- [INFORMATION PROVIDED]
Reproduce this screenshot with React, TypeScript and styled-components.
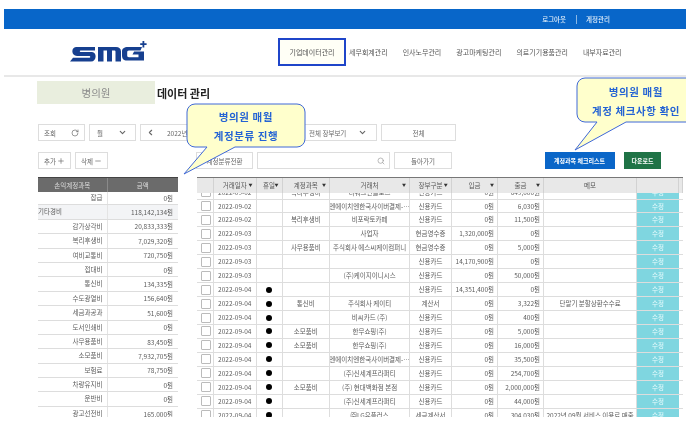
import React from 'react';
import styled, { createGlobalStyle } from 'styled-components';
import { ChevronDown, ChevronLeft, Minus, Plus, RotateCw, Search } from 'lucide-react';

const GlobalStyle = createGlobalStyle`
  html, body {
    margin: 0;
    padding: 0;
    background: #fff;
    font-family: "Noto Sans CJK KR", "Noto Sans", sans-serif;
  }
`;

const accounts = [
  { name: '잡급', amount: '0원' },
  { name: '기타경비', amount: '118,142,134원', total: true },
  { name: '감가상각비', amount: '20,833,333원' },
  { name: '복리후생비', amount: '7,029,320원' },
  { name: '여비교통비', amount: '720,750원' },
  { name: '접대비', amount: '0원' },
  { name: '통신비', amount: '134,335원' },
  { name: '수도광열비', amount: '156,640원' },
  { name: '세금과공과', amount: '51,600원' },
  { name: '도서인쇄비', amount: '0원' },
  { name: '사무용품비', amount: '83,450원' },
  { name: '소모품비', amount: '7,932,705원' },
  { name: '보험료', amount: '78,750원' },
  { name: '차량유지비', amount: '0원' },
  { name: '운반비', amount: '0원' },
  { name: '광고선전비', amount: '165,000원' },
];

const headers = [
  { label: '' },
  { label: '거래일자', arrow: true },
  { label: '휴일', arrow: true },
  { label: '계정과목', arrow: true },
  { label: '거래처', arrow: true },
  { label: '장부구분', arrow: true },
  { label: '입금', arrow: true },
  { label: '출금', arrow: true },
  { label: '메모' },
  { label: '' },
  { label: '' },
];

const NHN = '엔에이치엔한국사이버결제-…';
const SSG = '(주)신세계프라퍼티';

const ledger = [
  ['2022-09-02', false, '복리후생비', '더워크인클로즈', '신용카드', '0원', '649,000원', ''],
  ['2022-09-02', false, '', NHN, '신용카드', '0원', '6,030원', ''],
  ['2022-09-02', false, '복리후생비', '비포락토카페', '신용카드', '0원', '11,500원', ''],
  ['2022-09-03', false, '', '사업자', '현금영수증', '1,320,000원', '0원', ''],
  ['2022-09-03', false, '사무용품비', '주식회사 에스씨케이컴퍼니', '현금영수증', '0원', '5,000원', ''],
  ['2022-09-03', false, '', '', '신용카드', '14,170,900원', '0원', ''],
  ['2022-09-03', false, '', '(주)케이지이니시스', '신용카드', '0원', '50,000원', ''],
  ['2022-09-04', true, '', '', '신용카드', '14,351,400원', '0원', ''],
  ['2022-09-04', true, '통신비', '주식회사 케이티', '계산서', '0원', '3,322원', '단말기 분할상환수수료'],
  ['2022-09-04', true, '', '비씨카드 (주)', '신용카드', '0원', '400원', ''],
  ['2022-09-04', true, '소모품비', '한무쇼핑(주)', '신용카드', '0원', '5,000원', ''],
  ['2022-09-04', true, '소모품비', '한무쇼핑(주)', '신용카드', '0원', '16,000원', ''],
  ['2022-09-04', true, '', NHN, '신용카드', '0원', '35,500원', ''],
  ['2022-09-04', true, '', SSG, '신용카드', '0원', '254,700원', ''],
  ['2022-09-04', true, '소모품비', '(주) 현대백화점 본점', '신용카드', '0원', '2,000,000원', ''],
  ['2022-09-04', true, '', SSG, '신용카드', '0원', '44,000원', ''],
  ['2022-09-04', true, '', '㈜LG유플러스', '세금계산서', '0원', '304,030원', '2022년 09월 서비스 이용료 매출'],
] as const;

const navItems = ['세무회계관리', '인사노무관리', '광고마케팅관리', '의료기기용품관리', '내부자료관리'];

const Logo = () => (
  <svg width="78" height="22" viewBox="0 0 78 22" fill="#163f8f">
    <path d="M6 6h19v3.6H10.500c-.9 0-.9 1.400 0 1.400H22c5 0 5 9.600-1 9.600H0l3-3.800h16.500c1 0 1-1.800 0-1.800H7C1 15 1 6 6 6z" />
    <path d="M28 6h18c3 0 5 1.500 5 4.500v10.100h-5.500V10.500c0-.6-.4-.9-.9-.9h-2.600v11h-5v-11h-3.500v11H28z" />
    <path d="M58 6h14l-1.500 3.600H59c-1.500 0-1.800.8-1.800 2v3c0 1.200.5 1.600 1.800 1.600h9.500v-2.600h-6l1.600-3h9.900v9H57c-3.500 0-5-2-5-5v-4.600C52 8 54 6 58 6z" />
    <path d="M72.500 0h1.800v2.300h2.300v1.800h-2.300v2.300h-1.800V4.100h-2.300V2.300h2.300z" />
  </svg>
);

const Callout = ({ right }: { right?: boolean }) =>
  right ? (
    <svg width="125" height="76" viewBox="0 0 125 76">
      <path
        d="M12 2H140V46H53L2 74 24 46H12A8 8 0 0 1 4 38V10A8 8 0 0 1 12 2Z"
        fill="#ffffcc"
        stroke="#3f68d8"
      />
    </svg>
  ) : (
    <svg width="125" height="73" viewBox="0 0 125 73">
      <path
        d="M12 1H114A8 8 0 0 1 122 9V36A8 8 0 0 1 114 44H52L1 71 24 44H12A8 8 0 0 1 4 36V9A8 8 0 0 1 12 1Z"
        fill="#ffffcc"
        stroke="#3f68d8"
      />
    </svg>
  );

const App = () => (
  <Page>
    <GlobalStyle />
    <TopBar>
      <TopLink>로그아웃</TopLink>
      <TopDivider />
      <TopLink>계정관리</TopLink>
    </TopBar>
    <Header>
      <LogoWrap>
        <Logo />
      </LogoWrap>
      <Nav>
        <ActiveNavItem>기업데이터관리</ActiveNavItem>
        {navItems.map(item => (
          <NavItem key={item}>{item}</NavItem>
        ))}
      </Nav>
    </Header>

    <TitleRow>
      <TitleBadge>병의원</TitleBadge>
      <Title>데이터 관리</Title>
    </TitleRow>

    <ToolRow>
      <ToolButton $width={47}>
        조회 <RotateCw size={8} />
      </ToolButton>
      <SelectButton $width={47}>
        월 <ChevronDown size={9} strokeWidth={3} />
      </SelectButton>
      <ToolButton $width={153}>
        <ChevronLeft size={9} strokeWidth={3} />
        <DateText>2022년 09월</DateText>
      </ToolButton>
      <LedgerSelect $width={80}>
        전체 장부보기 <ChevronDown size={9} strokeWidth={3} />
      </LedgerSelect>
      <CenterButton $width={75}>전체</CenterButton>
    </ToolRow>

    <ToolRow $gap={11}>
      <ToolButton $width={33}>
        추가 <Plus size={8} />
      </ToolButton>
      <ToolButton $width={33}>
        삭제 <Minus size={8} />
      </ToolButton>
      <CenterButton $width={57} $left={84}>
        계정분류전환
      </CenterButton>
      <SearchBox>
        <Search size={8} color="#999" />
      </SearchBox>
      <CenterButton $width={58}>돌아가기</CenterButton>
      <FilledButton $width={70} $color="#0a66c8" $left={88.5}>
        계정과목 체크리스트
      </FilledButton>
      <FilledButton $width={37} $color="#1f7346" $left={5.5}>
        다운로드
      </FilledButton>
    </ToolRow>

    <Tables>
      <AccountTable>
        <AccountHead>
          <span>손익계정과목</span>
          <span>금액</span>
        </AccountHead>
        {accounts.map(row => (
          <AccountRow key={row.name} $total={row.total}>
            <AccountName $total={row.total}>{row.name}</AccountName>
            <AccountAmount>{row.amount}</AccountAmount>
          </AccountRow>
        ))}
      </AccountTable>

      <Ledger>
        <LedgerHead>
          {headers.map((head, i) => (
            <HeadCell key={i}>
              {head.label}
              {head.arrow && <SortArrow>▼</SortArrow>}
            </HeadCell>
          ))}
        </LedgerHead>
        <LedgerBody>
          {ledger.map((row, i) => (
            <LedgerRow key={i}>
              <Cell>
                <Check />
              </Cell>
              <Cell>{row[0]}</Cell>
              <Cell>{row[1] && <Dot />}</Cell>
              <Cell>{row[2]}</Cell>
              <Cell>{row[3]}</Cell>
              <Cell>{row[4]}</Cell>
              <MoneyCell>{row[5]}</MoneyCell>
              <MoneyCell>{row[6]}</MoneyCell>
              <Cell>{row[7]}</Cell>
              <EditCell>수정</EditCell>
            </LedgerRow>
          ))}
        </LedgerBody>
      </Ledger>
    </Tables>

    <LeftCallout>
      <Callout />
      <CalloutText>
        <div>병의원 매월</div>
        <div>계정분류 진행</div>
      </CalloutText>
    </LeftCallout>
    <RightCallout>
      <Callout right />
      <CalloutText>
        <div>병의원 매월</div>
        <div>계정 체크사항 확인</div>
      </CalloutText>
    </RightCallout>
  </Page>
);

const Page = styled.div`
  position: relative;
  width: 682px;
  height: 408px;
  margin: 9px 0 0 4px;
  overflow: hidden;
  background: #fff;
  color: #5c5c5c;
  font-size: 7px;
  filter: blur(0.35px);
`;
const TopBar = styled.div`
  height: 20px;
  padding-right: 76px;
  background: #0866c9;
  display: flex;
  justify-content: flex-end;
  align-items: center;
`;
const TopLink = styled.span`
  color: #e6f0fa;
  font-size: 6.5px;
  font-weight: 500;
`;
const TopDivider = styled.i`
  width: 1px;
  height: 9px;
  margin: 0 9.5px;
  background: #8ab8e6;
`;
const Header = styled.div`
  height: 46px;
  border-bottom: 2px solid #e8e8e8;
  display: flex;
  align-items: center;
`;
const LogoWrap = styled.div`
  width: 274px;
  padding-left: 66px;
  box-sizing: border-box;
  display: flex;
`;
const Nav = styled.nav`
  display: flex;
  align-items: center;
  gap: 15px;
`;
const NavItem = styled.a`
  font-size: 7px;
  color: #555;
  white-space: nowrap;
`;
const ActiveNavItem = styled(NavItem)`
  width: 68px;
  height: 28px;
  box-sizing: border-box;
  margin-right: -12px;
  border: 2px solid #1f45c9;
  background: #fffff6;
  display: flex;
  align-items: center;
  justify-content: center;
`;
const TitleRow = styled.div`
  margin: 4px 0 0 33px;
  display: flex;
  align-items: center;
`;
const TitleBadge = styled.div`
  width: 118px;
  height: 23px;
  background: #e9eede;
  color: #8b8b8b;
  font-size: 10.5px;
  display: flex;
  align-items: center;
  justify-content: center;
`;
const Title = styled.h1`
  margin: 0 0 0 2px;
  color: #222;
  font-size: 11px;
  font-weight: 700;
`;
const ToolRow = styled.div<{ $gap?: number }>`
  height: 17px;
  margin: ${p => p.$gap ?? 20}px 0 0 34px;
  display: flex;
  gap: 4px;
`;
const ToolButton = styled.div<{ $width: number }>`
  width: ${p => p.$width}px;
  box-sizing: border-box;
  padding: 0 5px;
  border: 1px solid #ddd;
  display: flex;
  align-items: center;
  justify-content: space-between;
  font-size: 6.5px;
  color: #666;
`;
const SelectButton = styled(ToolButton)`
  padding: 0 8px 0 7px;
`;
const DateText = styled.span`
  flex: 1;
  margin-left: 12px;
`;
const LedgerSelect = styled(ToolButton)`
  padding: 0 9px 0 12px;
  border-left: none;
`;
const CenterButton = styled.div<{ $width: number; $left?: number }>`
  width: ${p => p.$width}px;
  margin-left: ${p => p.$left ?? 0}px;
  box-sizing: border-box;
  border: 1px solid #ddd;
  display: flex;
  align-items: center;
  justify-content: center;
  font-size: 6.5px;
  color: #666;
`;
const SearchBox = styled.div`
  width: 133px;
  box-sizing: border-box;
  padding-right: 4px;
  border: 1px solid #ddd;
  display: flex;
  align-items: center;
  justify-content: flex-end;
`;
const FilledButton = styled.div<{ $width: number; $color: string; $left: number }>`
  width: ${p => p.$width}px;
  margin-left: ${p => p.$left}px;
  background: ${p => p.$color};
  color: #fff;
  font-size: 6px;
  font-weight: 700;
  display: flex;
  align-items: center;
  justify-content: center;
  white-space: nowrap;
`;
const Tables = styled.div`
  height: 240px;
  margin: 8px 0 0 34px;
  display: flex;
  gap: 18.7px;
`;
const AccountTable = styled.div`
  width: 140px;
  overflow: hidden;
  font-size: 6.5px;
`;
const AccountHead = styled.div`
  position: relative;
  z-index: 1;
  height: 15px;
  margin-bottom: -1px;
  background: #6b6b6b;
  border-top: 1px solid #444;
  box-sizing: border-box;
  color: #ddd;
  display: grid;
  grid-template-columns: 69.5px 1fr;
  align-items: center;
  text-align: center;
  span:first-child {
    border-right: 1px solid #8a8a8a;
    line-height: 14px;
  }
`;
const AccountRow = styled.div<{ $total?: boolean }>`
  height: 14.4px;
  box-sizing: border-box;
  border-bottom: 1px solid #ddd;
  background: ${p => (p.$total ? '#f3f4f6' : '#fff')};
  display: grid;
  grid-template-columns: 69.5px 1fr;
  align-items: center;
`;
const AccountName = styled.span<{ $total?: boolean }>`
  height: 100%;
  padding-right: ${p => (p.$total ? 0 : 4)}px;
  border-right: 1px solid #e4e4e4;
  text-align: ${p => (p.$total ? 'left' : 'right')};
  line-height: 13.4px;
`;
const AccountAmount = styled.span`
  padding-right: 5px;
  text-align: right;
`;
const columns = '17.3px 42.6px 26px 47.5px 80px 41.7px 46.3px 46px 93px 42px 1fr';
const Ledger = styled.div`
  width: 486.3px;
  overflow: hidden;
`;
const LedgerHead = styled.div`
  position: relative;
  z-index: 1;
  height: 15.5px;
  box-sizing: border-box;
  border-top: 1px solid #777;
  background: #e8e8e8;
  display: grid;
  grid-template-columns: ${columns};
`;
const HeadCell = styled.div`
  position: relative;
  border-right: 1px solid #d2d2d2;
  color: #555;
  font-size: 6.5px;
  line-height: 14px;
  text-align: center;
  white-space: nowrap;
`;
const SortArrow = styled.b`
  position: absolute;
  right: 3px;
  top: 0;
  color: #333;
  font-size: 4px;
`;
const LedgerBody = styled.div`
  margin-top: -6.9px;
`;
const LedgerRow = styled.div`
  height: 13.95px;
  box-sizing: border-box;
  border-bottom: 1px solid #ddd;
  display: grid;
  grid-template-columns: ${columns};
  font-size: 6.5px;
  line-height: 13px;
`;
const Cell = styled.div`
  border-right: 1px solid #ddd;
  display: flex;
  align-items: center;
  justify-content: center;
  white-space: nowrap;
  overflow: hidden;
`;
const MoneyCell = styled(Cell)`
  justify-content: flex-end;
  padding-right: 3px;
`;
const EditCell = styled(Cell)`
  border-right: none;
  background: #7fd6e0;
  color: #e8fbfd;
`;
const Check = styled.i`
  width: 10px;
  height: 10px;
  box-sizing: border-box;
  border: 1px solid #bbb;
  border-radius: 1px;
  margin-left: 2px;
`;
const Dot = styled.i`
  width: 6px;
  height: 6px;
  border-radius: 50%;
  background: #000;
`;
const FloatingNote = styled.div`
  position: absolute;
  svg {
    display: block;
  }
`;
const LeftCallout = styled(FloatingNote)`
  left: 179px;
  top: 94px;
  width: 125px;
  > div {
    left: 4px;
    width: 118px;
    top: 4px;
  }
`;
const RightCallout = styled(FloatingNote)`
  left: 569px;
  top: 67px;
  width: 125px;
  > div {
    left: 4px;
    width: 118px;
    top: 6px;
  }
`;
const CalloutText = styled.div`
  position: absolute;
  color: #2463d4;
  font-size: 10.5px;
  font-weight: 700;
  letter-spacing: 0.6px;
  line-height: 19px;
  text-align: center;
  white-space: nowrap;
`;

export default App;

- [PROBLEM] Write out the lines from the start of the material to the line with "const SSG = '(주)신세계프라퍼티';", inclusive and exactly. Skip the pictures.

- [WRITTEN RESPONSE]
Reproduce this screenshot with React, TypeScript and styled-components.
import React from 'react';
import styled, { createGlobalStyle } from 'styled-components';
import { ChevronDown, ChevronLeft, Minus, Plus, RotateCw, Search } from 'lucide-react';

const GlobalStyle = createGlobalStyle`
  html, body {
    margin: 0;
    padding: 0;
    background: #fff;
    font-family: "Noto Sans CJK KR", "Noto Sans", sans-serif;
  }
`;

const accounts = [
  { name: '잡급', amount: '0원' },
  { name: '기타경비', amount: '118,142,134원', total: true },
  { name: '감가상각비', amount: '20,833,333원' },
  { name: '복리후생비', amount: '7,029,320원' },
  { name: '여비교통비', amount: '720,750원' },
  { name: '접대비', amount: '0원' },
  { name: '통신비', amount: '134,335원' },
  { name: '수도광열비', amount: '156,640원' },
  { name: '세금과공과', amount: '51,600원' },
  { name: '도서인쇄비', amount: '0원' },
  { name: '사무용품비', amount: '83,450원' },
  { name: '소모품비', amount: '7,932,705원' },
  { name: '보험료', amount: '78,750원' },
  { name: '차량유지비', amount: '0원' },
  { name: '운반비', amount: '0원' },
  { name: '광고선전비', amount: '165,000원' },
];

const headers = [
  { label: '' },
  { label: '거래일자', arrow: true },
  { label: '휴일', arrow: true },
  { label: '계정과목', arrow: true },
  { label: '거래처', arrow: true },
  { label: '장부구분', arrow: true },
  { label: '입금', arrow: true },
  { label: '출금', arrow: true },
  { label: '메모' },
  { label: '' },
  { label: '' },
];

const NHN = '엔에이치엔한국사이버결제-…';
const SSG = '(주)신세계프라퍼티';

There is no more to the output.